Gene Prioritization with Word Embeddings and Protein Networks
Prioritizing candidate genes in ALS by integrating genetics with word embeddings.

🧬 Gene Prioritization with Word Embeddings and Protein Networks
📅 Research Period: Jul 2025 – Jul 2026
🌐 GitHub: Gene discovery
This research is supported by a FAPESP undergraduate fellowship (grant link).
Overview
Amyotrophic Lateral Sclerosis (ALS) is a fatal and highly heterogeneous neurodegenerative disease with multiple genetic and molecular contributors. Although GWAS and sequencing studies have identified important ALS-associated loci and genes, translating these signals into clear causal gene hypotheses remains a major challenge.
This project investigates whether biomedical literature embeddings can provide functional context for ALS gene prioritization. Instead of treating text-derived representations as standalone predictors, the project combines them with tissue-expression features from the Human Protein Atlas (HPA) and compares the resulting functional signal with GWAS-derived evidence.
The main finding is that literature-derived embeddings did not consistently improve locus-level gene ranking, but the Word2Vec embedding space showed biologically interpretable structure. In protein network analyses, the Word2Vec/HPA model converged with GWAS-derived evidence at the level of protein interaction modules, suggesting that text-derived representations may be most useful for systems-level biological interpretation.
Method at a Glance

At a high level, the workflow consists of five stages:
- Literature collection: We construct disease-focused PubMed corpora for neurodegenerative and motor neuron disease contexts using ontology-guided search terms.

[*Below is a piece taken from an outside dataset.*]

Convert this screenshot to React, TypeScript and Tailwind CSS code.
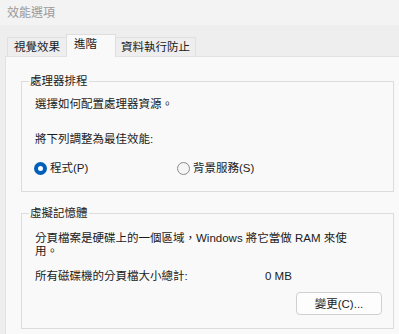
const Radio = ({ checked }: { checked?: boolean }) =>
  checked ? (
    <span className="flex h-[13px] w-[13px] shrink-0 items-center justify-center rounded-full bg-[#005fb8]">
      <span className="h-[5px] w-[5px] rounded-full bg-white" />
    </span>
  ) : (
    <span className="h-[13px] w-[13px] shrink-0 rounded-full border border-[#8a8a8a] bg-[#f5f5f5]" />
  );

const Group = ({ title, className, children }: { title: string; className: string; children: React.ReactNode }) => (
  <div className={`relative border border-[#dcdcdc] ${className}`}>
    <span className="absolute -top-[9px] left-[7px] bg-[#f9f9f9] px-[1px] leading-[16px]">{title}</span>
    {children}
  </div>
);

export default function App() {
  return (
    <div className="h-[334px] w-[399px] overflow-hidden bg-[#eeeeee] font-['Liberation_Sans','Noto_Sans_CJK_TC',sans-serif] text-[11.5px] text-[#1b1b1b]">
      <div className="flex h-[25px] items-center bg-[#f3f3f3] px-[7px] text-[12px] text-[#9a9a9a]">效能選項</div>

      <div className="flex h-[31px] items-end pl-[7px]">
        <div className="flex h-[19px] w-[59px] items-start justify-center border-l border-t border-[#e0e0e0] pt-[1px] leading-[16px]">
          視覺效果
        </div>
        <div className="relative z-10 -mb-px h-[23px] w-[50px] border border-b-0 border-[#dedede] bg-[#f9f9f9] pl-[7px] pt-[1px] leading-[16px]">
          進階
        </div>
        <div className="flex h-[19px] w-[80px] items-start justify-center border-r border-t border-[#e0e0e0] pt-[1px] leading-[16px]">
          資料執行防止
        </div>
      </div>

      <div className="ml-[5px] h-[278px] border-l border-t border-[#e2e2e2] bg-[#f9f9f9] pl-[15px] pr-[5px]">
        <Group title="處理器排程" className="mt-[24px] h-[111px]">
          <div className="pl-[13px] pt-[14px] leading-[16px]">
            <div>選擇如何配置處理器資源。</div>
            <div className="mt-[19px]">將下列調整為最佳效能:</div>
            <div className="mt-[13px] flex h-[16px] items-center -ml-[1px]">
              <label className="flex w-[143px] items-center gap-[3px]">
                <Radio checked />
                程式(P)
              </label>
              <label className="flex items-center gap-[3px]">
                <Radio />
                背景服務(S)
              </label>
            </div>
          </div>
        </Group>

        <Group title="虛擬記憶體" className="mt-[21px] h-[116px]">
          <div className="pl-[13px] pt-[18px] leading-[13px]">
            <p>
              分頁檔案是硬碟上的一個區域，Windows 將它當做 RAM 來使
              <br />
              用。
            </p>
            <div className="mt-[12px] flex">
              <span className="w-[230px]">所有磁碟機的分頁檔大小總計:</span>
              <span>0 MB</span>
            </div>
            <div className="mt-[9px] flex justify-end pr-[11px]">
              <button className="h-[23px] w-[86px] rounded-[4px] border border-[#d0d0d0] bg-[#fdfdfd] leading-[16px] text-[#1b1b1b]">
                變更(C)...
              </button>
            </div>
          </div>
        </Group>
      </div>
    </div>
  );
}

- Gene representation: Each gene is represented using literature-derived embeddings, with Word2Vec used as the main interpretable embedding model and PubMedBERT explored as a complementary contextual representation.
- Feature integration: Gene embeddings are reduced with PCA and combined with HPA brain and muscle expression features to build a functional gene-prioritization model.
- Locus-level evaluation: Logistic-regression models are evaluated on ALS-associated GWAS loci to test whether text-derived features improve candidate-gene ranking.
- Network interpretation: Functional scores from the Word2Vec/HPA model are compared with GWAS-derived evidence through protein-network propagation, module enrichment, and Gene Ontology analysis.